Introduction: Cancer patients receiving chemotherapy and/ or radiation therapy are prone to many predisposing factors like immunosuppression, imbalance in the oral flora, hyposalivation and local tissue damage. Therefore, considered to be at higher risk for oral bacterial and fungal infection than the general population.
Aim: To study oropharyngeal flora in head and neck cancer patients under treatment and to correlate their incidence according with Chemotherapy cycles and Radiochemotherapy.

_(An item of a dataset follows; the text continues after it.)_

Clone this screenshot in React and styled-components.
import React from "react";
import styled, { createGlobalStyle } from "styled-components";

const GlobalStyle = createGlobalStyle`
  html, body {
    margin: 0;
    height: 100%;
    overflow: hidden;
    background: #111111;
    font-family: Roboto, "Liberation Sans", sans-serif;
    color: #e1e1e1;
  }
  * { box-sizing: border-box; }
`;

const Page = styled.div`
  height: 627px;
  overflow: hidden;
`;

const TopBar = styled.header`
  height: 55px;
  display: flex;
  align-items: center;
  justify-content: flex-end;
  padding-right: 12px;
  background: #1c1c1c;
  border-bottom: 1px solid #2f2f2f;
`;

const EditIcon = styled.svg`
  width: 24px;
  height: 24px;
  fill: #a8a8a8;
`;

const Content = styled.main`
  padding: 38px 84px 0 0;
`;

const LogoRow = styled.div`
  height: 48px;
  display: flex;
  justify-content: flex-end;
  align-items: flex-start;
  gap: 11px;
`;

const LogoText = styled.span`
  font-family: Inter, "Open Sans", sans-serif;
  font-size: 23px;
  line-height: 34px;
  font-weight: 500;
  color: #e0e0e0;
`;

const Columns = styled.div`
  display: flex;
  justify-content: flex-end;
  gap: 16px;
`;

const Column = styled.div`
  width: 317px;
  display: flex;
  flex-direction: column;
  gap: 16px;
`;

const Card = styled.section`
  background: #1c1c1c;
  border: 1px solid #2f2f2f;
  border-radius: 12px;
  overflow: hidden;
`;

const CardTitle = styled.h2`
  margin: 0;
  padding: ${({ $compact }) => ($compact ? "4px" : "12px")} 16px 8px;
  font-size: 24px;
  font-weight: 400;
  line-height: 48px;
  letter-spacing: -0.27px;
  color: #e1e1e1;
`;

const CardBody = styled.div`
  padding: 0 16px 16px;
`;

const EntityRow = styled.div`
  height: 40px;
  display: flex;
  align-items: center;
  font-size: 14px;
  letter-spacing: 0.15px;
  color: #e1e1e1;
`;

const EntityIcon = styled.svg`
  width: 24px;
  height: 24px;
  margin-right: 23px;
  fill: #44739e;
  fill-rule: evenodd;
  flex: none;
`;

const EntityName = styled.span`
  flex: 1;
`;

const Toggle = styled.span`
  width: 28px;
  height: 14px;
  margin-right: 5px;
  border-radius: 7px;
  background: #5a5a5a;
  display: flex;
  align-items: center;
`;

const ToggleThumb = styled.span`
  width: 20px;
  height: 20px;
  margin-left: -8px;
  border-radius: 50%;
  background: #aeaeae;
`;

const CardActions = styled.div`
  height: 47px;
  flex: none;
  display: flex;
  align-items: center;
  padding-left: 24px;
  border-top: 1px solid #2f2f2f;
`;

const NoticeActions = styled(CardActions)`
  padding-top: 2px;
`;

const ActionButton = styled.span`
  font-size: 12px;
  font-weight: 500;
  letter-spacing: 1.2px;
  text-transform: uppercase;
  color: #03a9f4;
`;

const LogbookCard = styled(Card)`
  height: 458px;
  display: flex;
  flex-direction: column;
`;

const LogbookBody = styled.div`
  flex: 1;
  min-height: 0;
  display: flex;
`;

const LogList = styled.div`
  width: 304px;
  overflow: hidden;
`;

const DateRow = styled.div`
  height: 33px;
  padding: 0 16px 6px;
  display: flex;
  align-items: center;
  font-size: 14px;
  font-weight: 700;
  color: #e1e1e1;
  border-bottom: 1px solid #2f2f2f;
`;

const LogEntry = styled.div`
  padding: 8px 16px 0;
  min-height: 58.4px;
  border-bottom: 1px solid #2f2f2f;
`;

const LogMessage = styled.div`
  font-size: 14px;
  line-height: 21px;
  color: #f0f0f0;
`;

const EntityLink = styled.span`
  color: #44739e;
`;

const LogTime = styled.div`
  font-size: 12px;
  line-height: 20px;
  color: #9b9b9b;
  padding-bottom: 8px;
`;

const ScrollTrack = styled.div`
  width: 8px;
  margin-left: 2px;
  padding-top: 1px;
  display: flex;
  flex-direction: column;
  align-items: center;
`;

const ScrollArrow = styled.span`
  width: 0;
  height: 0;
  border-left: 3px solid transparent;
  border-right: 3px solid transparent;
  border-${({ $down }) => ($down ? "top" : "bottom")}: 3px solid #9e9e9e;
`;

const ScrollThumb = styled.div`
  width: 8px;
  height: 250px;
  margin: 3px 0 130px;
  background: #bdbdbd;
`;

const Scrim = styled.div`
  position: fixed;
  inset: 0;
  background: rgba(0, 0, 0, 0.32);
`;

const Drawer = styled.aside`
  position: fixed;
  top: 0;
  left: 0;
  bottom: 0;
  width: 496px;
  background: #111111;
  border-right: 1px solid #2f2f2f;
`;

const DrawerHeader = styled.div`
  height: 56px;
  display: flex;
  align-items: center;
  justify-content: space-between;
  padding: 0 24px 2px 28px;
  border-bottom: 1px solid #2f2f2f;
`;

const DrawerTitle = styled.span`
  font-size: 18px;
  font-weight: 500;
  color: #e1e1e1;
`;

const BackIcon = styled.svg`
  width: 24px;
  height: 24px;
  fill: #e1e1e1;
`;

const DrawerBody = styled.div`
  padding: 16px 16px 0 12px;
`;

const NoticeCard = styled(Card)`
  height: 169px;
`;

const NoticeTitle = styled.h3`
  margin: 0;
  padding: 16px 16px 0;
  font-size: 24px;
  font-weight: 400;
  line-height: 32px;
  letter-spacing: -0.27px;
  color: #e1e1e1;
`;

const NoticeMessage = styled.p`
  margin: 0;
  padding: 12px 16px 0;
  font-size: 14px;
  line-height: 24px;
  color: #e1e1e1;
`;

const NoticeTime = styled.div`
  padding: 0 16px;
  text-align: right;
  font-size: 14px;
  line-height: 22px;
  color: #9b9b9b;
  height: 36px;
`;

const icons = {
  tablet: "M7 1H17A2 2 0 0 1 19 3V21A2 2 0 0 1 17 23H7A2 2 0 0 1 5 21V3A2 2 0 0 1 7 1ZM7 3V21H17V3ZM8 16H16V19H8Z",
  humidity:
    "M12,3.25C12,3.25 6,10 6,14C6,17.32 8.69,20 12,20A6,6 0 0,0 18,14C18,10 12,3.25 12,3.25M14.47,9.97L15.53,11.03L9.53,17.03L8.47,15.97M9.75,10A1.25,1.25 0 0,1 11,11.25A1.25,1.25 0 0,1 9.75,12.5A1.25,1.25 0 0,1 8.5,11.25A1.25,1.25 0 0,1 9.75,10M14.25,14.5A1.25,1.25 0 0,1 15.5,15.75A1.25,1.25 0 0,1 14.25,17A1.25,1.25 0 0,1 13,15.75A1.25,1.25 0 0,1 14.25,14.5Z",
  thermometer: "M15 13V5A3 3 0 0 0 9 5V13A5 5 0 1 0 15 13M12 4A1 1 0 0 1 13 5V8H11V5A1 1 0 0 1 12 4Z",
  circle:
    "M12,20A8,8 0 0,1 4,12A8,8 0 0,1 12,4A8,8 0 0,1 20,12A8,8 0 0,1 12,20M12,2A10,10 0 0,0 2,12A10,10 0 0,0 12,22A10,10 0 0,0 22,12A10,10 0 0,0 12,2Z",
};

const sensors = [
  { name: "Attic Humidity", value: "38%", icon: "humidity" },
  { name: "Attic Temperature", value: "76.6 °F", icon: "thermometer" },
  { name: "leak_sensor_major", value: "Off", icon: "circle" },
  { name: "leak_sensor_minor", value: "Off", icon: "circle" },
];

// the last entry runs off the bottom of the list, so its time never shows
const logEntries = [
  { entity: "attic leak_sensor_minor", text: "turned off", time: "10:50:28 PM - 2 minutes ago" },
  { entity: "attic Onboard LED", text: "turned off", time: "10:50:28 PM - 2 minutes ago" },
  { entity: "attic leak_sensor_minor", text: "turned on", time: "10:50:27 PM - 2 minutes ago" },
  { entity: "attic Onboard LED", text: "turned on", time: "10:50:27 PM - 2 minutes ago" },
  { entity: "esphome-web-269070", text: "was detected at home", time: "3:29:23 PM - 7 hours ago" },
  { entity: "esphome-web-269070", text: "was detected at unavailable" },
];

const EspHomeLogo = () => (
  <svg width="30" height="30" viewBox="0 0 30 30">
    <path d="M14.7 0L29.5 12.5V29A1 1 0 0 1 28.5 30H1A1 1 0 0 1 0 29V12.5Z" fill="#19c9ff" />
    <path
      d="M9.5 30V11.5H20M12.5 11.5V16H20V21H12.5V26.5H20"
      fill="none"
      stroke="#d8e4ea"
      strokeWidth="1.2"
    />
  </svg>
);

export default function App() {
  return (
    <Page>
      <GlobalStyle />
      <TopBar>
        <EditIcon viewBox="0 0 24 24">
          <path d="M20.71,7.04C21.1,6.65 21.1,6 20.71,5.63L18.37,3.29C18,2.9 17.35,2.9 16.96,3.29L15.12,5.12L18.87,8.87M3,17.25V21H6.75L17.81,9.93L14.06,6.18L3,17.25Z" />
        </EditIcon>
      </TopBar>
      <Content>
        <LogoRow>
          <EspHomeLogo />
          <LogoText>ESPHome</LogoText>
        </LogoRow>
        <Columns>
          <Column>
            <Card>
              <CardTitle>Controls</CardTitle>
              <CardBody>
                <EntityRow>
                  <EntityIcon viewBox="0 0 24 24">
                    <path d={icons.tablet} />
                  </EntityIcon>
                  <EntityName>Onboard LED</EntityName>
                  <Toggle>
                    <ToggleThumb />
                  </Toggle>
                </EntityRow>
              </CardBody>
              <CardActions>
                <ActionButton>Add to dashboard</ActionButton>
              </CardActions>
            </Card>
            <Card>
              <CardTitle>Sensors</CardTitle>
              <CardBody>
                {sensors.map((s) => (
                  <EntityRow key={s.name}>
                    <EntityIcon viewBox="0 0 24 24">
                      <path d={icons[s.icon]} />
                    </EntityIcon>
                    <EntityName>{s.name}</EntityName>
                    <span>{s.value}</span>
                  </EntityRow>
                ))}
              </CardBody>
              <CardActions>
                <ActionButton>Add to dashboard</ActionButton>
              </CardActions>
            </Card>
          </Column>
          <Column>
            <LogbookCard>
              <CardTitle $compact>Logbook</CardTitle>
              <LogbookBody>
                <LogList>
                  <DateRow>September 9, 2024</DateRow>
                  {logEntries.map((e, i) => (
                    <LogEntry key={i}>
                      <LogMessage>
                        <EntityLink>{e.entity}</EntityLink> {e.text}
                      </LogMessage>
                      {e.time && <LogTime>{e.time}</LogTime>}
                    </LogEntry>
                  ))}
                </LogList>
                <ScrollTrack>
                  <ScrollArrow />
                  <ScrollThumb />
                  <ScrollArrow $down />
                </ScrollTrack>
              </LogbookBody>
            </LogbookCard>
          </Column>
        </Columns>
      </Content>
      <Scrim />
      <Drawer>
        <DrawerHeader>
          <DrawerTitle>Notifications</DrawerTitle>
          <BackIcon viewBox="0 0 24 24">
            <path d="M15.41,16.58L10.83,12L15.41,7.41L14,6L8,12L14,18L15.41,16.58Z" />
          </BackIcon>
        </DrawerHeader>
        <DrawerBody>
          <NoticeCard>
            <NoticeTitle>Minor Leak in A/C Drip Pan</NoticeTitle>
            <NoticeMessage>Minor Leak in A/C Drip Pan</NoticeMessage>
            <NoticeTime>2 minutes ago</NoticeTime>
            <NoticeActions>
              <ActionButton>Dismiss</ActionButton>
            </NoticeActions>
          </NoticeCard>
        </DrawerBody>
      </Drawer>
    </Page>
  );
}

Materials and Methods: Total 110 patients were selected for study, those were further divided into two groups, group I under Chemotherapy (CT) – 55 patients and group II under Radiochemotherapy (RCT) – 55 patients and 50 healthy individuals were taken as control. Saliva sample was collected from control and study group and inoculated on Blood agar, MacConkey agar and Sabouraud’s Dextrose Agar (SDA). The identification of bacterial and fungal isolates was done by standard microbiological methods and result was calculated according to cycles of Chemotherapy and Radiochemotherapy combined. Significant differences between patients were tested using the Chi-square test or Fisher’s exact test. A p-value less than 0.05 was considered as statistically significant.

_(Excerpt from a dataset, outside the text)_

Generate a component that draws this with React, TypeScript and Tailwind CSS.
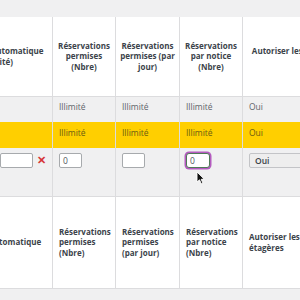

Result: There were 149 culture isolates from 110 patient in which Gram Negative Bacilli (GNB) found in 63.6%, Candida spp. in 50%, Staphylococcus aureus in 8% and Normal commensal of oral cavity in 13.6% patients in study group and this was higher than control group and this difference was statistically significant in relation to all isolates individually. Relatively more microorganism were isolated during RCT (56%) in compare to CT alone (44%), among GNB- Pseudomonas (27.7%,32.3%) and Klebsiella (25%,29.4%) were most frequently isolated during CT, RCT respectively. Candida spp. were more commonly isolated from patient on RCT (63.6%) than CT (36.3%) when compared to control group (20%) among which C. tropicalis was more prevalent species. Both GNB & Candida spp. were more commonly isolated in later chemotherapy cycles (CT4, CT5 CT6).
Conclusion: Colonisation of Gram negative bacilli & Candida spp. is directly related to number of chemotherapy cycles and combined cancer therapy. Hence, prophylactic medication for these two organisms should be incorporated along with cancer therapy.